Ma concretamente, le religioni come possono interagire per aiutare l’umanità davanti a questi meccanismi perversi che attaccano la pace e mettono in discussione, la dinamica di giustizia-perdono? Essendo in Giovanni Paolo II, riflessione e azione, spesso unite, l’invito è a non stare a guardare. Le religionii, chiamate in causa in modo inadeguato e strumentalizzate dai fondamentalismi hanno un compito comune a cui non possono più sfuggire che secondo il papa, va in due direzioni: educazione alla pedagogia del perdono e alla preghiera. Riguardo al primo compito scrive, progettando il futuro: “Le confessioni cristiane e le grandi religioni dell’umanità devono collaborare tra loro per eliminare le cause sociali e culturali del terrorismo, insegnando la grandezza e la dignità della persona e diffondendo una maggiore consapevolezza dell’unità del genere umano. Si tratta di un preciso campo del dialogo e della collaborazione ecumenica ed interreligiosa, per un urgente servizio delle religioni alla pace tra i popoli. In particolare, sono convinto che i leader religiosi ebrei, cristiani e musulmani debbano prendere l’iniziativa mediante la condanna pubblica del terrorismo, rifiutando a chi se ne rende partecipe ogni forma di legittimazione religiosa o morale”.

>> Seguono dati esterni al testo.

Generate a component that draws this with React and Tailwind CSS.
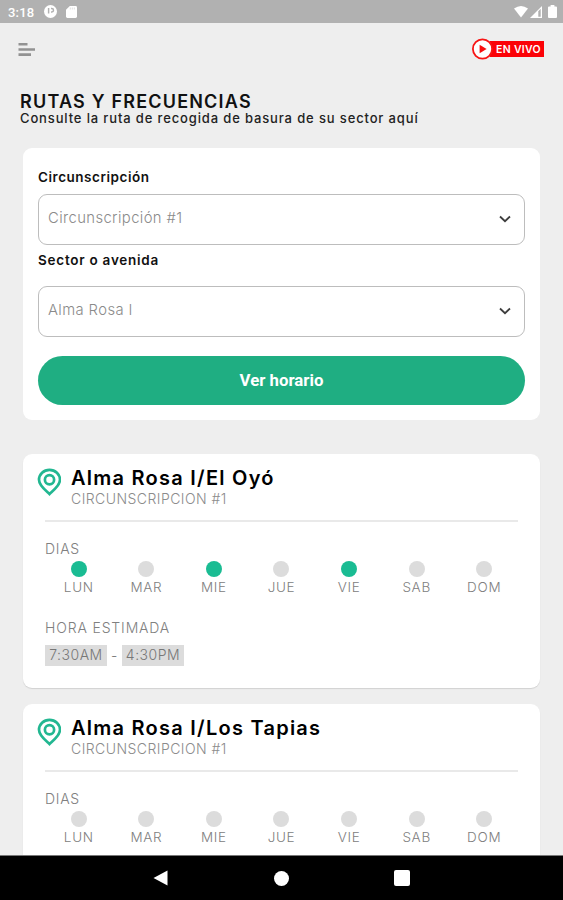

Il secondo grande servizio delle religioni è la preghiera per la pace, che come indica il Papa, accompagna l’impegno concreto e fa si che le grandi religioni, assumendo l’espressione di Francesco siano “strumento della pace”. Questi, sono i motivi, del clamoroso gesto di invitare tutti i rappresentanti delle religioni del mondo ad Assisi, il 24 gennaio 2002, motivi che valgono più di ogni rischio di strumentalizzazione.